> **What is asked**
Return the whole listing exactly as it stands.

> **Collected data**
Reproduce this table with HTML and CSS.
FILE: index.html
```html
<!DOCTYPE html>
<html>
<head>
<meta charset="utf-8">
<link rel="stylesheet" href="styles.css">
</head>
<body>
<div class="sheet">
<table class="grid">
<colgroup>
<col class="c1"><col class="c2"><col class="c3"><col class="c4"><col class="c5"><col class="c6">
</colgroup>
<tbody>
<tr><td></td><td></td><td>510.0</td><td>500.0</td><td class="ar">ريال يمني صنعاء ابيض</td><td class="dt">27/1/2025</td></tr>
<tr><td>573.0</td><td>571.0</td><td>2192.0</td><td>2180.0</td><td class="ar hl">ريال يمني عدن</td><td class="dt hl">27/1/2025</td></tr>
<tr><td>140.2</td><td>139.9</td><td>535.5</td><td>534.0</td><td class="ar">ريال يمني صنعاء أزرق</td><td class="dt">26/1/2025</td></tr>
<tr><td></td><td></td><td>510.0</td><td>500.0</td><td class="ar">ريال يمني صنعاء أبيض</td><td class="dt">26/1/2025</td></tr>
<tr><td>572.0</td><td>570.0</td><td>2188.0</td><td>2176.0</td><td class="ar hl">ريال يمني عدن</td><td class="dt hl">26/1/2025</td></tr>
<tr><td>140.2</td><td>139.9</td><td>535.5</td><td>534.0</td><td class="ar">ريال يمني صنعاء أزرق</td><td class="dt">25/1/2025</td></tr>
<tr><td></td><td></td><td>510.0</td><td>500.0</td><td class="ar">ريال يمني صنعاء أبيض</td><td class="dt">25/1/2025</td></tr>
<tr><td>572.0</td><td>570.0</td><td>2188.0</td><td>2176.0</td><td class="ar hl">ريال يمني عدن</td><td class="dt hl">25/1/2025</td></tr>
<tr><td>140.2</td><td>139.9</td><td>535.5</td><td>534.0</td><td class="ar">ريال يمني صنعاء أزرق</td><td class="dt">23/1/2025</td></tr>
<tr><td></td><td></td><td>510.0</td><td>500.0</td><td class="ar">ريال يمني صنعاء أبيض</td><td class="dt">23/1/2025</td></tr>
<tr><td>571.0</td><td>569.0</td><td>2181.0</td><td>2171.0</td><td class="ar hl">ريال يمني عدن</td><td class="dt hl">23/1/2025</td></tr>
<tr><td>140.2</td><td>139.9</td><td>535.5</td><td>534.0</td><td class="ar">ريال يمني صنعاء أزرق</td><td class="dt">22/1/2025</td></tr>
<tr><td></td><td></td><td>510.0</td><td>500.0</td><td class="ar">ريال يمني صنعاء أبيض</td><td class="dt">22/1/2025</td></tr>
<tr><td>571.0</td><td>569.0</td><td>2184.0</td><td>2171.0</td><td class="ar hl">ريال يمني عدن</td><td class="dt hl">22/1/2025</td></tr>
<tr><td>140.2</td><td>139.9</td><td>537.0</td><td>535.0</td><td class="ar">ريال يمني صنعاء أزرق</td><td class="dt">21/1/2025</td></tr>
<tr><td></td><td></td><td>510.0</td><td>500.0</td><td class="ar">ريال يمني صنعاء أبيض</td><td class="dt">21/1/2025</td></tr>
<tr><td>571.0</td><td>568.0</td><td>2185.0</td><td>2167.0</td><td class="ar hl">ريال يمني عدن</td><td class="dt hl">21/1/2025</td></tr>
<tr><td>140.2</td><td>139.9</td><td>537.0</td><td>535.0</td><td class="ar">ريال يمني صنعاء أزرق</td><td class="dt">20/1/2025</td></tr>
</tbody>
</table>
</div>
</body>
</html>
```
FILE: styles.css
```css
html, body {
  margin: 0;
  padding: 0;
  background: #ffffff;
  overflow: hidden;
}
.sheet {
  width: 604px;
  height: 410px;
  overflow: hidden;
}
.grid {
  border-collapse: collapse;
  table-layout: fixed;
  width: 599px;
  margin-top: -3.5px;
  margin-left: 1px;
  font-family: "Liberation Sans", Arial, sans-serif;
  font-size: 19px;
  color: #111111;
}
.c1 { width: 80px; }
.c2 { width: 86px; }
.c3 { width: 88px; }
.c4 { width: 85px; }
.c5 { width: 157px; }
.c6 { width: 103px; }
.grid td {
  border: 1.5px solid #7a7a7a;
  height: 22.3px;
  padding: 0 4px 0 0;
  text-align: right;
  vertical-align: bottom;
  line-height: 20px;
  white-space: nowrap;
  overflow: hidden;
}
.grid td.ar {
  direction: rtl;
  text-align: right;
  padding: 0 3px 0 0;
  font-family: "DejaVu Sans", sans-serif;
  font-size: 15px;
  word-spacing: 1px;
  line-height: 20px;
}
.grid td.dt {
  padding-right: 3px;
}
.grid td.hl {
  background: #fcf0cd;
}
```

> **The completed task**
Reproduce this table with HTML and CSS.
FILE: index.html
```html
<!DOCTYPE html>
<html>
<head>
<meta charset="utf-8">
<link rel="stylesheet" href="styles.css">
</head>
<body>
<div class="sheet">
<table class="grid">
<colgroup>
<col class="c1"><col class="c2"><col class="c3"><col class="c4"><col class="c5"><col class="c6">
</colgroup>
<tbody>
<tr><td></td><td></td><td>510.0</td><td>500.0</td><td class="ar">ريال يمني صنعاء ابيض</td><td class="dt">27/1/2025</td></tr>
<tr><td>573.0</td><td>571.0</td><td>2192.0</td><td>2180.0</td><td class="ar hl">ريال يمني عدن</td><td class="dt hl">27/1/2025</td></tr>
<tr><td>140.2</td><td>139.9</td><td>535.5</td><td>534.0</td><td class="ar">ريال يمني صنعاء أزرق</td><td class="dt">26/1/2025</td></tr>
<tr><td></td><td></td><td>510.0</td><td>500.0</td><td class="ar">ريال يمني صنعاء أبيض</td><td class="dt">26/1/2025</td></tr>
<tr><td>572.0</td><td>570.0</td><td>2188.0</td><td>2176.0</td><td class="ar hl">ريال يمني عدن</td><td class="dt hl">26/1/2025</td></tr>
<tr><td>140.2</td><td>139.9</td><td>535.5</td><td>534.0</td><td class="ar">ريال يمني صنعاء أزرق</td><td class="dt">25/1/2025</td></tr>
<tr><td></td><td></td><td>510.0</td><td>500.0</td><td class="ar">ريال يمني صنعاء أبيض</td><td class="dt">25/1/2025</td></tr>
<tr><td>572.0</td><td>570.0</td><td>2188.0</td><td>2176.0</td><td class="ar hl">ريال يمني عدن</td><td class="dt hl">25/1/2025</td></tr>
<tr><td>140.2</td><td>139.9</td><td>535.5</td><td>534.0</td><td class="ar">ريال يمني صنعاء أزرق</td><td class="dt">23/1/2025</td></tr>
<tr><td></td><td></td><td>510.0</td><td>500.0</td><td class="ar">ريال يمني صنعاء أبيض</td><td class="dt">23/1/2025</td></tr>
<tr><td>571.0</td><td>569.0</td><td>2181.0</td><td>2171.0</td><td class="ar hl">ريال يمني عدن</td><td class="dt hl">23/1/2025</td></tr>
<tr><td>140.2</td><td>139.9</td><td>535.5</td><td>534.0</td><td class="ar">ريال يمني صنعاء أزرق</td><td class="dt">22/1/2025</td></tr>
<tr><td></td><td></td><td>510.0</td><td>500.0</td><td class="ar">ريال يمني صنعاء أبيض</td><td class="dt">22/1/2025</td></tr>
<tr><td>571.0</td><td>569.0</td><td>2184.0</td><td>2171.0</td><td class="ar hl">ريال يمني عدن</td><td class="dt hl">22/1/2025</td></tr>
<tr><td>140.2</td><td>139.9</td><td>537.0</td><td>535.0</td><td class="ar">ريال يمني صنعاء أزرق</td><td class="dt">21/1/2025</td></tr>
<tr><td></td><td></td><td>510.0</td><td>500.0</td><td class="ar">ريال يمني صنعاء أبيض</td><td class="dt">21/1/2025</td></tr>
<tr><td>571.0</td><td>568.0</td><td>2185.0</td><td>2167.0</td><td class="ar hl">ريال يمني عدن</td><td class="dt hl">21/1/2025</td></tr>
<tr><td>140.2</td><td>139.9</td><td>537.0</td><td>535.0</td><td class="ar">ريال يمني صنعاء أزرق</td><td class="dt">20/1/2025</td></tr>
</tbody>
</table>
</div>
</body>
</html>
```
FILE: styles.css
```css
html, body {
  margin: 0;
  padding: 0;
  background: #ffffff;
  overflow: hidden;
}
.sheet {
  width: 604px;
  height: 410px;
  overflow: hidden;
}
.grid {
  border-collapse: collapse;
  table-layout: fixed;
  width: 599px;
  margin-top: -3.5px;
  margin-left: 1px;
  font-family: "Liberation Sans", Arial, sans-serif;
  font-size: 19px;
  color: #111111;
}
.c1 { width: 80px; }
.c2 { width: 86px; }
.c3 { width: 88px; }
.c4 { width: 85px; }
.c5 { width: 157px; }
.c6 { width: 103px; }
.grid td {
  border: 1.5px solid #7a7a7a;
  height: 22.3px;
  padding: 0 4px 0 0;
  text-align: right;
  vertical-align: bottom;
  line-height: 20px;
  white-space: nowrap;
  overflow: hidden;
}
.grid td.ar {
  direction: rtl;
  text-align: right;
  padding: 0 3px 0 0;
  font-family: "DejaVu Sans", sans-serif;
  font-size: 15px;
  word-spacing: 1px;
  line-height: 20px;
}
.grid td.dt {
  padding-right: 3px;
}
.grid td.hl {
  background: #fcf0cd;
}
```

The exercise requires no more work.